While Schmemann is right that the effect of distinguishing “symbol” from reality has been to alienate signs from reality and to secularise the world, he is mistaken to identify the loss of the understanding of sacraments as “intrinsic and revealing” with the causality of signs as extrinsic and formal. The mistake, I think, lies at least partly in a misperception of how a theory of mechanism functions in accounts of experience. For example, let’s say I believe that when you see a glass of water in front of you, it is really and directly present to you. You might ask me why I believe that, to which I reply “because when you see the glass, it’s the result of a process by which light waves bounce off it, reach your eyes, after which you perceive its shape, colour, etc. and end up with an experience of the glass.”
To this you reply, “but that’s not a direct or immediate experience at all. That’s a mediated, indirect experience, because it’s mediated by my sensory and perceptual processes.”
To this I’d reply, “well, by “directly present” it doesn’t mean that no process or mechanism is involved, it means that the actual glass is really present, and not some sort of simulation or illusion. If you experience the real glass, it’s through a mechanism. After all, the experience has to happen somehow, right? So don’t let the presence of a mechanism confuse you as to the reality of the object of your experience or the fact that it’s really present to you.”

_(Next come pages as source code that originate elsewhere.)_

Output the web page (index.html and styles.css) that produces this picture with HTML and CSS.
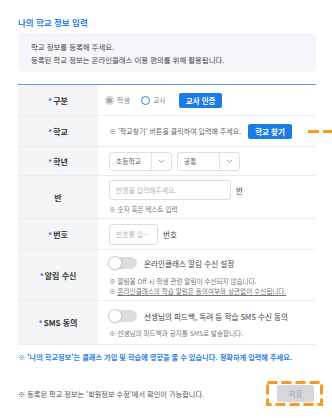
FILE: index.html
```html
<!DOCTYPE html>
<html lang="ko">
<head>
<meta charset="utf-8">
<link rel="stylesheet" href="styles.css">
</head>
<body>
<div class="page">
  <h2 class="title">나의 학교 정보 입력</h2>
  <div class="intro">
    <p>학교 정보를 등록해 주세요.</p>
    <p>등록된 학교 정보는 온라인클래스 이용 편의를 위해 활용됩니다.</p>
  </div>

  <div class="form">
    <div class="row r1">
      <div class="label"><span class="req">*</span>구분</div>
      <div class="field">
        <label class="radio"><span class="dot checked"></span>학생</label>
        <label class="radio"><span class="dot"></span>교사</label>
        <button class="btn">교사 인증</button>
      </div>
    </div>
    <div class="row r2">
      <div class="label"><span class="req">*</span>학교</div>
      <div class="field">
        <span class="hint">※ '학교찾기' 버튼을 클릭하여 입력해 주세요.</span>
        <button class="btn">학교 찾기</button>
      </div>
      <span class="mark-line"></span>
    </div>
    <div class="row r3">
      <div class="label"><span class="req">*</span>학년</div>
      <div class="field">
        <div class="select s-school"><span class="sv">초등학교</span><span class="chev"><svg width="7" height="5" viewBox="0 0 7 5"><path d="M1 1l2.5 2.5L6 1" fill="none" stroke="#999" stroke-width="0.9"/></svg></span></div>
        <div class="select s-grade"><span class="sv">공통</span><span class="chev"><svg width="7" height="5" viewBox="0 0 7 5"><path d="M1 1l2.5 2.5L6 1" fill="none" stroke="#999" stroke-width="0.9"/></svg></span></div>
      </div>
    </div>
    <div class="row r4">
      <div class="label">반</div>
      <div class="field col">
        <div class="line"><input class="inp i-class" placeholder="반명을 입력해주세요."><span class="unit">반</span></div>
        <p class="sub">※ 숫자 혹은 텍스트 입력</p>
      </div>
    </div>
    <div class="row r5">
      <div class="label"><span class="req">*</span>번호</div>
      <div class="field">
        <input class="inp i-num" placeholder="번호를 입력해주세요."><span class="unit">번호</span>
      </div>
    </div>
    <div class="row r6">
      <div class="label"><span class="req">*</span>알림 수신</div>
      <div class="field col">
        <div class="line"><span class="toggle"><span class="knob"></span></span><span class="tlabel">온라인클래스 알림 수신 설정</span></div>
        <p class="sub s1">※ 알림을 Off 시 학생 관련 알림이 수신되지 않습니다.</p>
        <p class="sub">※ <u>온라인클래스의 학습 알림은 동의여부와 상관없이 수신됩니다.</u></p>
      </div>
    </div>
    <div class="row r7">
      <div class="label"><span class="req">*</span>SMS 동의</div>
      <div class="field col">
        <div class="line"><span class="toggle"><span class="knob"></span></span><span class="tlabel">선생님의 피드백, 독려 등 학습 SMS 수신 동의</span></div>
        <p class="sub s1">※ 선생님의 피드백과 공지를 SMS로 발송합니다.</p>
      </div>
    </div>
  </div>

  <p class="notice">※ '나의 학교정보'는 클래스 가입 및 학습에 영향을 줄 수 있습니다. 정확하게 입력해 주세요.</p>

  <div class="footer">
    <p class="fnote">※ 등록된 학교 정보는 '회원정보 수정'에서 확인이 가능합니다.</p>
    <div class="save-wrap">
      <button class="save">저장</button>
      <svg class="save-mark" width="57" height="25" viewBox="0 0 57 25"><rect x="1.5" y="1.5" width="54" height="22" fill="none" stroke="#f59a23" stroke-width="3" stroke-dasharray="10 4"/></svg>
    </div>
  </div>
</div>
</body>
</html>
```

FILE: styles.css
```css
* { box-sizing: border-box; margin: 0; padding: 0; }
body {
  margin: 0;
  background: #fff;
  font-family: "Noto Sans CJK KR", "Noto Sans", sans-serif;
  color: #333;
  width: 332px;
  height: 418px;
  overflow: hidden;
}
.page { padding: 16px 16px 0 18px; }
.title {
  font-size: 8.5px;
  font-weight: 700;
  color: #2f7fe6;
  line-height: 13px;
  margin-bottom: 4px;
}
.intro {
  background: #f4f6f9;
  border-radius: 5px;
  padding: 7px 13px 6px;
  font-size: 7.4px;
  line-height: 13px;
  color: #444;
}
.form {
  position: relative;
  margin-top: 12px;
  border-top: 1.5px solid #5b9bec;
}
.row {
  display: flex;
  border-bottom: 1px solid #e9ebee;
  position: relative;
}
.label {
  width: 80px;
  flex: none;
  background: #f4f5f7;
  display: flex;
  align-items: center;
  justify-content: center;
  font-size: 8px;
  font-weight: 700;
  color: #333;
}
.req { color: #2f7fe6; margin-right: 1px; }
.field {
  flex: 1;
  display: flex;
  align-items: center;
  padding: 0 0 0 11px;
  font-size: 7px;
  color: #555;
}
.field.col { flex-direction: column; align-items: flex-start; justify-content: flex-start; }
.line { display: flex; align-items: center; }
.r1 .field { height: 30px; }
.r2 .field { height: 30px; }
.r3 .field { height: 28px; }
.r4 .field { padding-top: 4px; height: 42px; }
.r5 .field { height: 30px; }
.r6 .field { padding-top: 7px; height: 50px; }
.r7 .field { padding-top: 9px; height: 43px; }

.radio { display: flex; align-items: center; color: #888; margin-right: 11px; }
.radio .dot {
  width: 9px; height: 9px; border-radius: 50%;
  border: 1px solid #2f7fe6; background: #fff; margin-right: 3px;
}
.radio .dot.checked {
  border-color: #c5c7ca;
  background: radial-gradient(circle, #a9abae 0 2.6px, #e8e9eb 3px);
}
.radio:first-child { margin-left: -4px; }
.btn {
  background: #1c7be5;
  color: #fff;
  border: none;
  border-radius: 2px;
  font-family: inherit;
  font-size: 7.5px;
  font-weight: 700;
  height: 15px;
  padding: 0 7px;
  line-height: 15px;
}
.r1 .btn { margin-left: 2px; }
.hint { color: #666; margin-right: 7px; }

.select {
  display: flex;
  height: 19px;
  border: 1px solid #dcdee1;
  border-radius: 3px;
  background: #fff;
  margin-right: 5px;
}
.s-school { width: 63px; }
.s-grade { width: 63px; }
.sv { flex: 1; padding-left: 6px; line-height: 17px; font-size: 6.8px; color: #666; }
.chev {
  width: 20px; border-left: 1px solid #e2e4e6;
  display: flex; align-items: center; justify-content: center;
}
.inp {
  height: 20px;
  border: 1px solid #dcdee1;
  border-radius: 3px;
  font-family: inherit;
  font-size: 6.8px;
  padding: 0 6px;
  color: #555;
  outline: none;
  text-overflow: ellipsis;
}
.inp::placeholder { color: #b3b5b9; }
.i-class { width: 122px; }
.i-num { width: 49px; height: 21px; }
.unit { font-size: 7.5px; color: #444; margin-left: 5px; }
.sub { font-size: 6.6px; color: #777; line-height: 10px; margin-top: 4px; }
.toggle {
  width: 28px; height: 12px; border-radius: 6px;
  background: #dcdde0; position: relative; margin-right: 7px; display: inline-block;
}
.knob {
  position: absolute; left: -1px; top: -1px;
  width: 14px; height: 14px; border-radius: 50%;
  background: #fff; border: 1px solid #cfd1d4;
  box-shadow: 0 0.5px 1.5px rgba(0,0,0,.15);
}
.tlabel { font-size: 7.6px; color: #444; }
.r6 .s1 { margin-top: 7px; }
.r6 .sub + .sub { margin-top: 0; }
.r7 .s1 { margin-top: 6px; }
.mark-line {
  position: absolute;
  left: 290px; top: 14px;
  width: 24px; height: 3px;
  background: repeating-linear-gradient(90deg, #f59a23 0 11px, transparent 11px 15px);
}
.notice {
  margin-top: 6px;
  font-size: 7.2px;
  font-weight: 700;
  color: #2f7fe6;
  line-height: 12px;
}
.footer {
  display: flex;
  align-items: center;
  justify-content: space-between;
  margin-top: 22px;
}
.fnote { font-size: 7.2px; color: #555; }
.save-wrap { position: relative; margin-right: 2px; }
.save {
  display: block;
  width: 37px; height: 17px;
  border: none; border-radius: 2px;
  background: #d5d7da; color: #a0a3a7;
  font-family: inherit; font-size: 7.5px;
}
.save-mark { position: absolute; left: -11px; top: -4px; }
```
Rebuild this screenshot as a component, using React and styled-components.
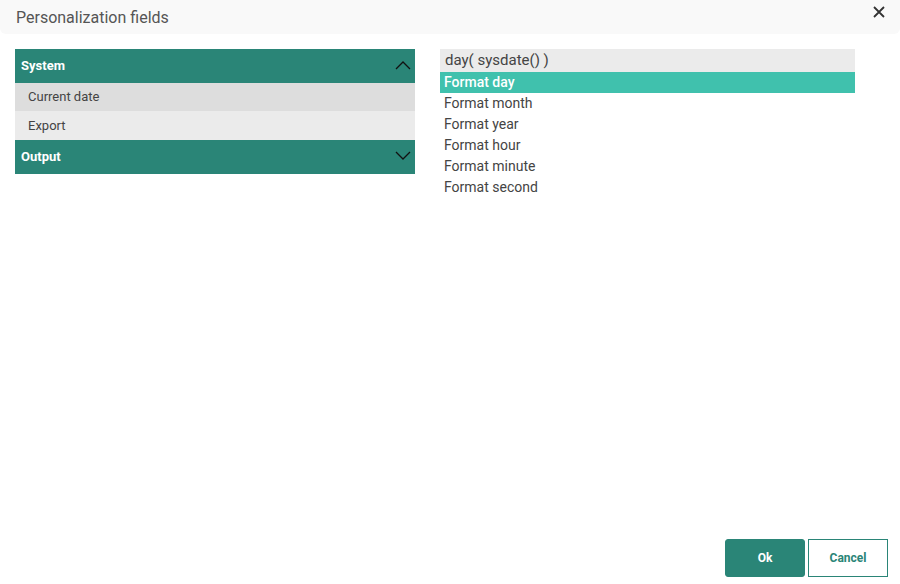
import React from "react";
import styled, { createGlobalStyle } from "styled-components";

const Global = createGlobalStyle`
  html, body { margin: 0; padding: 0; background: #fff; }
  body { font-family: Roboto, "Noto Sans", sans-serif; }
  #root { width: 900px; height: 584px; }
`;

const Dialog = styled.div`
  width: 900px;
  height: 584px;
  display: flex;
  flex-direction: column;
  box-sizing: border-box;
`;

const TitleBar = styled.div`
  height: 34px;
  background: #f9f9f9;
  border-radius: 0 0 6px 6px;
  display: flex;
  align-items: center;
  justify-content: space-between;
  padding: 0 13px 0 16px;
  box-sizing: border-box;
`;

const Title = styled.div`
  font-size: 16px;
  color: #555;
`;

const CloseBtn = styled.button`
  border: none;
  background: none;
  padding: 0;
  width: 16px;
  height: 16px;
  display: flex;
  align-items: center;
  justify-content: center;
  margin-top: -11px;
  cursor: pointer;
`;

const Body = styled.div`
  flex: 1;
  display: flex;
  padding: 15px 0 0 15px;
  gap: 25px;
`;

const LeftCol = styled.div`
  width: 400px;
  display: flex;
  flex-direction: column;
`;

const SectionHeader = styled.div`
  height: 34px;
  box-sizing: border-box;
  background: #2a8577;
  color: #fff;
  font-size: 13px;
  font-weight: 700;
  display: flex;
  align-items: center;
  justify-content: space-between;
  padding: 0 4px 2px 6px;
`;

const Item = styled.div`
  height: ${(p) => p.$h}px;
  box-sizing: border-box;
  background: ${(p) => (p.$active ? "#dddddd" : "#ebebeb")};
  color: #444;
  font-size: 13px;
  display: flex;
  align-items: center;
  padding: 0 0 1px 13px;
`;

const RightCol = styled.div`
  width: 415px;
  display: flex;
  flex-direction: column;
`;

const Expr = styled.div`
  height: 23px;
  box-sizing: border-box;
  background: #ebebeb;
  color: #444;
  font-size: 15px;
  display: flex;
  align-items: center;
  padding: 0 0 1px 5px;
`;

const Option = styled.div`
  height: 21px;
  box-sizing: border-box;
  display: flex;
  align-items: center;
  padding: 0 0 2px 4px;
  font-size: 14px;
  color: ${(p) => (p.$selected ? "#fff" : "#444")};
  background: ${(p) => (p.$selected ? "#40c1ad" : "transparent")};
  font-weight: ${(p) => (p.$selected ? 500 : 400)};
`;

const Footer = styled.div`
  display: flex;
  justify-content: flex-end;
  gap: 3px;
  padding: 0 12px 7px 0;
`;

const Button = styled.button`
  width: 80px;
  height: 38px;
  box-sizing: border-box;
  font-family: Roboto, sans-serif;
  font-size: 12px;
  font-weight: 700;
  border-radius: ${(p) => (p.$primary ? "3px" : "0")};
  border: 1px solid #2a8577;
  background: ${(p) => (p.$primary ? "#2a8577" : "#fff")};
  color: ${(p) => (p.$primary ? "#fff" : "#2a8577")};
  cursor: pointer;
`;

const Chevron = ({ up }) => (
  <svg width="16" height="10" viewBox="0 0 16 10">
    <path
      d={up ? "M1 9 L8 2 L15 9" : "M1 1 L8 8 L15 1"}
      fill="none"
      stroke="#111"
      strokeWidth="1.3"
    />
  </svg>
);

const options = [
  "Format day",
  "Format month",
  "Format year",
  "Format hour",
  "Format minute",
  "Format second",
];

export default function App() {
  return (
    <>
      <Global />
      <Dialog>
        <TitleBar>
          <Title>Personalization fields</Title>
          <CloseBtn aria-label="close">
            <svg width="12" height="12" viewBox="0 0 12 12">
              <path d="M1 1 L11 11 M11 1 L1 11" stroke="#333" strokeWidth="1.8" />
            </svg>
          </CloseBtn>
        </TitleBar>
        <Body>
          <LeftCol>
            <SectionHeader>
              System
              <Chevron up />
            </SectionHeader>
            <Item $active $h={28}>Current date</Item>
            <Item $h={29}>Export</Item>
            <SectionHeader>
              Output
              <Chevron />
            </SectionHeader>
          </LeftCol>
          <RightCol>
            <Expr>day( sysdate() )</Expr>
            {options.map((o, i) => (
              <Option key={o} $selected={i === 0}>
                {o}
              </Option>
            ))}
          </RightCol>
        </Body>
        <Footer>
          <Button $primary>Ok</Button>
          <Button>Cancel</Button>
        </Footer>
      </Dialog>
    </>
  );
}
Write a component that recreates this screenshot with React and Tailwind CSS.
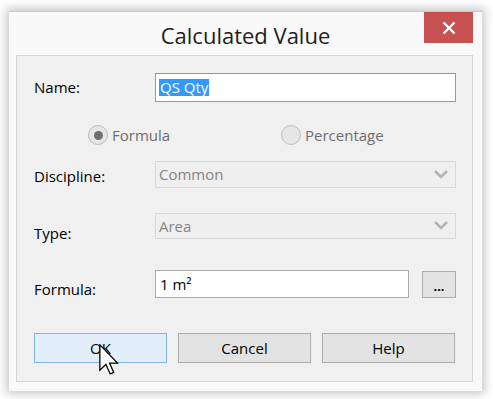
import React from "react";

const font = { fontFamily: '"Open Sans", "Noto Sans", sans-serif' };

function Chevron() {
  return (
    <svg width="14" height="10" viewBox="0 0 14 10" className="shrink-0">
      <path d="M1 1 L7 7 L13 1" fill="none" stroke="#b4b4b4" strokeWidth="2.6" />
    </svg>
  );
}

function Radio({ checked, label }) {
  return (
    <div className="flex items-center gap-[4px]">
      <div className="w-[20px] h-[20px] rounded-full border border-[#bcbcbc] bg-[#e6e6e6] flex items-center justify-center">
        {checked && <div className="w-[9px] h-[9px] rounded-full bg-[#6e6e6e]" />}
      </div>
      <span className="text-[15px] text-[#6d6d6d] leading-none">{label}</span>
    </div>
  );
}

function Cursor() {
  return (
    <svg
      width="20"
      height="31"
      viewBox="0 0 12.5 19.5"
      className="absolute left-[99px] top-[344px]"
    >
      <path
        d="M0.5 0.5 L0.5 16.5 L4.3 12.8 L7 18.8 L9.2 17.9 L6.6 12 L11.6 12 Z"
        fill="#ffffff"
        stroke="#000000"
        strokeWidth="0.8"
        strokeLinejoin="miter"
      />
    </svg>
  );
}

export default function App() {
  return (
    <div className="relative w-[493px] h-[399px] bg-white overflow-hidden" style={font}>
      <div className="ml-[9px] mt-[11px] w-[473px] h-[380px] bg-[#f9f9f9] border-t border-[#c8c8c8] shadow-[0_0_9px_3px_rgba(0,0,0,0.22)] flex flex-col">
        {/* Title bar */}
        <div className="relative h-[43px] flex items-center justify-center shrink-0">
          <span className="text-[22px] text-[#1e1e1e] leading-none pt-[3px]">Calculated Value</span>
          <div className="absolute right-[9px] top-0 w-[49px] h-[31px] bg-[#c75050] flex items-center justify-center">
            <svg width="14" height="14" viewBox="0 0 14 14">
              <path d="M1.5 1.5 L12.5 12.5 M12.5 1.5 L1.5 12.5" stroke="#ffffff" strokeWidth="2.4" />
            </svg>
          </div>
        </div>
        {/* Panel */}
        <div className="ml-[7px] mr-[9px] mb-[9px] flex-1 bg-[#f0f0f0] border border-[#d4d4d4] flex flex-col pl-[17px] pr-[16px] text-[15px] text-black">
          {/* Name */}
          <div className="mt-[17px] flex items-center h-[29px]">
            <div className="w-[121px]">Name:</div>
            <div className="flex-1 h-[29px] bg-white border border-[#6fa0da] flex items-center pl-[3px]">
              <span className="bg-[#3399ff] text-white px-[1px] leading-[17px]">QS Qty</span>
            </div>
          </div>
          {/* Radios */}
          <div className="mt-[23px] h-[20px] flex items-center">
            <div className="w-[54px]" />
            <div className="w-[193px]"><Radio checked label="Formula" /></div>
            <Radio label="Percentage" />
          </div>
          {/* Discipline */}
          <div className="mt-[16px] flex items-center h-[27px]">
            <div className="w-[121px] pt-[4px]">Discipline:</div>
            <div className="flex-1 h-[27px] bg-[#efefef] border border-[#d9d9d9] flex items-center justify-between pl-[3px] pr-[7px]">
              <span className="text-[#858585]">Common</span>
              <Chevron />
            </div>
          </div>
          {/* Type */}
          <div className="mt-[25px] flex items-center h-[26px]">
            <div className="w-[121px] pt-[14px]">Type:</div>
            <div className="flex-1 h-[26px] bg-[#efefef] border border-[#d9d9d9] flex items-center justify-between pl-[3px] pr-[7px]">
              <span className="text-[#858585]">Area</span>
              <Chevron />
            </div>
          </div>
          {/* Formula */}
          <div className="mt-[31px] flex items-center h-[28px]">
            <div className="w-[121px] pt-[10px]">Formula:</div>
            <div className="w-[254px] h-[28px] bg-white border border-[#ababab] flex items-center pl-[4px]">
              1 m²
            </div>
            <div className="ml-[13px] w-[34px] h-[27px] mt-[1px] bg-[#e3e3e3] border border-[#adadad] flex items-center justify-center text-[13px] font-bold leading-none pt-[3px]">
              ...
            </div>
          </div>
          {/* Buttons */}
          <div className="mt-[35px] flex gap-[11px] h-[30px]">
            <div className="w-[133px] h-[30px] bg-[#e2effb] border border-[#7eb4ea] flex items-center justify-center">OK</div>
            <div className="w-[133px] h-[30px] bg-[#e3e3e3] border border-[#adadad] flex items-center justify-center">Cancel</div>
            <div className="w-[133px] h-[30px] bg-[#e3e3e3] border border-[#adadad] flex items-center justify-center">Help</div>
          </div>
        </div>
      </div>
      <Cursor />
    </div>
  );
}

In the same way, I think Schmemann misconstrues the mechanism involved in sign action as an alienating effect, when in fact the opposite is the case. Signs function to bring (at least an aspect of) the nature of an object into being insofar as it can become present through a sign-vehicle. This is an explanation of the mechanism by which an object becomes present to us; it is not thereby an account of how we are alienated from the object, but of how it is present to us. In other words, the “mechanism” of sign action is precisely the means by which the object is revealed. Furthermore, if a revealing of any sort is to occur, this could not be by means of the revealed object only, but only through the presence of some intermediary sign, since, being empirical creatures composed of mechanisms and processes, we are not the kind of thing that experiences anything perfectly or without mediation.

As such, it is precisely by the extrinsic, separate object being experienced in (i.e. intrinsically to) the being of a sign-vehicle that the object is revealed. This is the case for all experience and not just the experience of sacraments, since the mechanism is one of sign action, and sign action is common to all experience at the very least. Furthermore, my particular theory of sign action is that it obtains not only for all experience, but also outside experience, applying to any way in which anything at all has an effect or determines an attribute of anything else. Under such a theory, Schmemann’s notion that the entire world is of a piece with sacramentality may be vindicated, since everything in reality operates by the same principle, namely one in which things embody other things.

The account may go further still, by undergirding Schmemann’s notion that the world finds its fulfilment in embodying God, due to the fact that sign action possesses an incipient normativity, which I will relate briefly in three stages. The first stage is that the extent to which a sign-vehicle faithfully represents its object reduces to the extent that its attributes can support its signifying the whole nature of the object. The second stage is that the world, as nothing but a web of signs, represents its creator faithfully to the extent that it embodies God fully. The third stage is any entity that comes to function as a sign-vehicle (and every entity does) does so by a “kenotic” change in which the nature and process that it has as a thing in itself is abandoned, modified, or, one might say, transfigured in the being it acquires when coming to function as a sign-vehicle that signifies an object. To be “kenotic,” though, is itself to signify God, who is kenotic in his very nature. In this way, the world, as a web of signs, is most deeply and fully a sign of God purely by being signs. As such, the world is one great “sacrament” in Schmemann’s sense, having its true nature as a sign of God and thus finding its perfection (and in this sense, fulfilment) in God.